Have to say guys, that it had been a whole lot warmer and serene here on the Caribbean Gulf of Mexico where I was getting some much needed practice in! I even managed to persuade the wife to try out sailing for the very first time.
Well done to you all in the race though, I look forward to rejoining you on Tuesday.
Thanks to the organisers and helpers for arranging another fun day , the weather was perfect. I must admit I enjoy finding out the course whilst trying to avoid other boats at the start. I tend to be out early to get some practice before the race so never get an opportunity to see the course written on boards. I can hear the instructions over the tannoy so could the course route be communicated at the start? And if I wasn’t confused about wind direction before, I am now.
I am delighted that the Blog and Race Results are being read by somebody (near – and far, Mike)….even better if they highlight any minor errors such as the reported wind direction being 180 dgs wrong!!
It is basic good practice to find out what the set Race Course is BEFORE the Race. We aim to have the Course up on the Race Board outside the Clubhouse entrance by 1000 so that early arrivals can do some practice starts and even sail the whole course.
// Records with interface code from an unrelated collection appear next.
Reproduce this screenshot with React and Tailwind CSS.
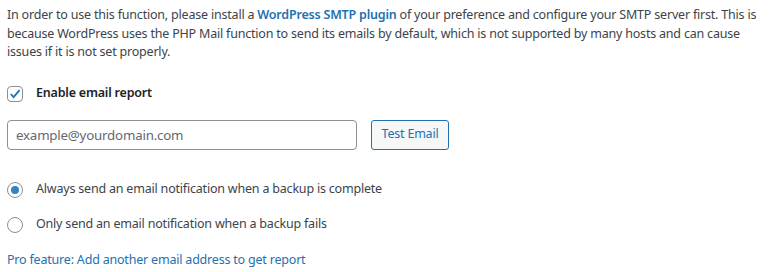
export default function App() {
  return (
    <div className="w-[771px] h-[272px] bg-white px-[7px] pt-[6px] text-[12.5px] tracking-[-0.2px] text-[#3c434a] font-['Noto_Sans',sans-serif]">
      <p className="leading-[18.5px] whitespace-nowrap">
        In order to use this function, please install a{' '}
        <a className="text-[#2271b1] font-semibold">WordPress SMTP plugin</a> of your preference and configure your SMTP server first. This is
        <br />
        because WordPress uses the PHP Mail function to send its emails by default, which is not supported by many hosts and can cause
        <br />
        issues if it is not set properly.
      </p>

      <label className="mt-[24px] flex items-center h-4">
        <span className="w-4 h-4 rounded-[4px] border border-[#8c8f94] flex items-center justify-center">
          <svg width="16" height="16" viewBox="0 0 20 20">
            <path d="M4 10l4 4.5 8.5-10" fill="none" stroke="#2271b1" strokeWidth="2.6" />
          </svg>
        </span>
        <span className="ml-[13px] font-semibold text-[#1d2327]">Enable email report</span>
      </label>

      <div className="mt-[18px] flex items-center">
        <input
          placeholder="example@yourdomain.com"
          className="w-[350px] h-[30px] rounded-[4px] border border-[#8c8f94] px-2 text-[13.3px] placeholder:text-[#646970] outline-none"
        />
        <button className="ml-[14px] h-[30px] w-[78px] rounded-[3px] border border-[#2271b1] bg-[#f6f7f7] text-[#2271b1]">
          Test Email
        </button>
      </div>

      <div className="mt-[32px] flex items-center h-4">
        <span className="w-4 h-4 rounded-full border border-[#8c8f94] flex items-center justify-center">
          <span className="w-2 h-2 rounded-full bg-[#3582c4]" />
        </span>
        <span className="ml-[13px]">Always send an email notification when a backup is complete</span>
      </div>

      <div className="mt-[19px] flex items-center h-4">
        <span className="w-4 h-4 rounded-full border border-[#8c8f94]" />
        <span className="ml-[13px]">Only send an email notification when a backup fails</span>
      </div>

      <a className="block mt-[18px] text-[#2271b1]">Pro feature: Add another email address to get report</a>
    </div>
  )
}
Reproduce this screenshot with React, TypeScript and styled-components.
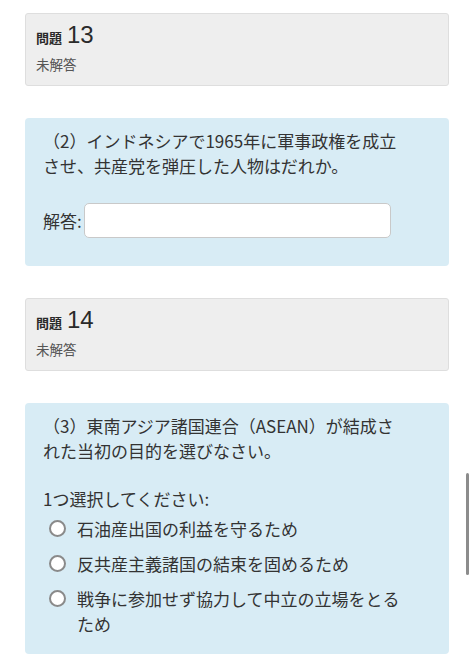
import styled, { createGlobalStyle } from "styled-components";

const GlobalStyle = createGlobalStyle`
  html, body {
    margin: 0;
    padding: 0;
    background: #fff;
  }
  body {
    font-family: "Noto Sans CJK JP", "Noto Sans", sans-serif;
    color: #333;
  }
`;

const Page = styled.div`
  padding: 13px 25px 14px 25px;
  display: flex;
  flex-direction: column;
  gap: 32px;
`;

const InfoCard = styled.div`
  background: #eeeeee;
  border: 1px solid #dedede;
  border-radius: 3px;
  padding: 6px 10px 10px 10px;
  height: 73px;
  box-sizing: border-box;
`;

const QTitle = styled.div`
  display: flex;
  align-items: baseline;
  gap: 5px;
  color: #2a2a2a;
`;

const QLabel = styled.span`
  font-size: 13px;
  font-weight: 700;
`;

const QNumber = styled.span`
  font-family: "Liberation Sans", Arial, sans-serif;
  font-size: 24px;
  font-weight: 400;
  line-height: 30px;
`;

const QState = styled.div`
  margin-top: 4px;
  font-size: 13.5px;
  color: #555;
`;

const Formulation = styled.div<{ $bottom: number }>`
  background: #d8ecf5;
  border-radius: 4px;
  padding: 10px 40px ${(p) => p.$bottom}px 18px;
  color: #333;
  font-size: 17px;
  line-height: 25px;
`;

const QText = styled.p`
  margin: 0;
`;

const AnswerRow = styled.div`
  margin-top: 25px;
  display: flex;
  align-items: center;
  gap: 2px;
  padding-bottom: 10px;
`;

const AnswerInput = styled.input`
  width: 307px;
  height: 35px;
  box-sizing: border-box;
  border: 1px solid #c9c9c9;
  border-radius: 5px;
  background: #fff;
  font-size: 16px;
  padding: 4px 8px;
  outline: none;
`;

const Prompt = styled.div`
  margin-top: 23px;
`;

const Options = styled.div`
  display: flex;
  flex-direction: column;
  gap: 10px;
  margin-top: 5px;
`;

const Option = styled.label`
  display: flex;
  align-items: flex-start;
  gap: 11px;
  padding-left: 6px;
`;

const Radio = styled.span`
  flex: none;
  width: 17px;
  height: 17px;
  border: 2px solid #8a8a8a;
  border-radius: 50%;
  background: #fff;
  box-sizing: border-box;
  margin-top: 4px;
`;

const Scrollbar = styled.div`
  position: fixed;
  right: 5px;
  top: 473px;
  width: 3px;
  height: 102px;
  border-radius: 2px;
  background: #8c8c8c;
`;

const options = [
  "石油産出国の利益を守るため",
  "反共産主義諸国の結束を固めるため",
  "戦争に参加せず協力して中立の立場をとるため",
];

function InfoBox({ num }: { num: number }) {
  return (
    <InfoCard>
      <QTitle>
        <QLabel>問題</QLabel>
        <QNumber>{num}</QNumber>
      </QTitle>
      <QState>未解答</QState>
    </InfoCard>
  );
}

export default function App() {
  return (
    <>
      <GlobalStyle />
      <Page>
        <InfoBox num={13} />
        <Formulation $bottom={18}>
          <QText>（2）インドネシアで1965年に軍事政権を成立させ、共産党を弾圧した人物はだれか。</QText>
          <AnswerRow>
            <span>解答:</span>
            <AnswerInput type="text" />
          </AnswerRow>
        </Formulation>
        <InfoBox num={14} />
        <Formulation $bottom={18}>
          <QText>（3）東南アジア諸国連合（ASEAN）が結成された当初の目的を選びなさい。</QText>
          <Prompt>1つ選択してください:</Prompt>
          <Options>
            {options.map((o) => (
              <Option key={o}>
                <Radio />
                <span>{o}</span>
              </Option>
            ))}
          </Options>
        </Formulation>
      </Page>
      <Scrollbar />
    </>
  );
}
Unfortunately the Course was not shown on the blackboard last Thursday so late comers would not have known the Course if they had not visited the Clubhouse. Asking about the Course whilst sailing up and down the Start Line is fraught with DANGER – since Mars Bars may have changed hands and incorrect information passed on to innocent enquirers. The idea of an announcement from the Race Hut will be investigated!!
Race Admin has received the following (well-founded) observation from Fay Watson:
“I would like to raise a point about yesterday’s race; while racing with Rick as my crew, Steve Farmer hit my boat and Rick had to tell him to do a penalty! Also whilst racing I hit a buoy and subsequently did a penalty turn. If we can respect the rules of the water why can’t the rest of the clients do the same thing. ”
Ed. Fay makes a VERY GOOD point. So PLEASE make sure everyone knows and applies the Sailing Rules (e.g. #1 Avoid collisions) and does their penalty turns as required.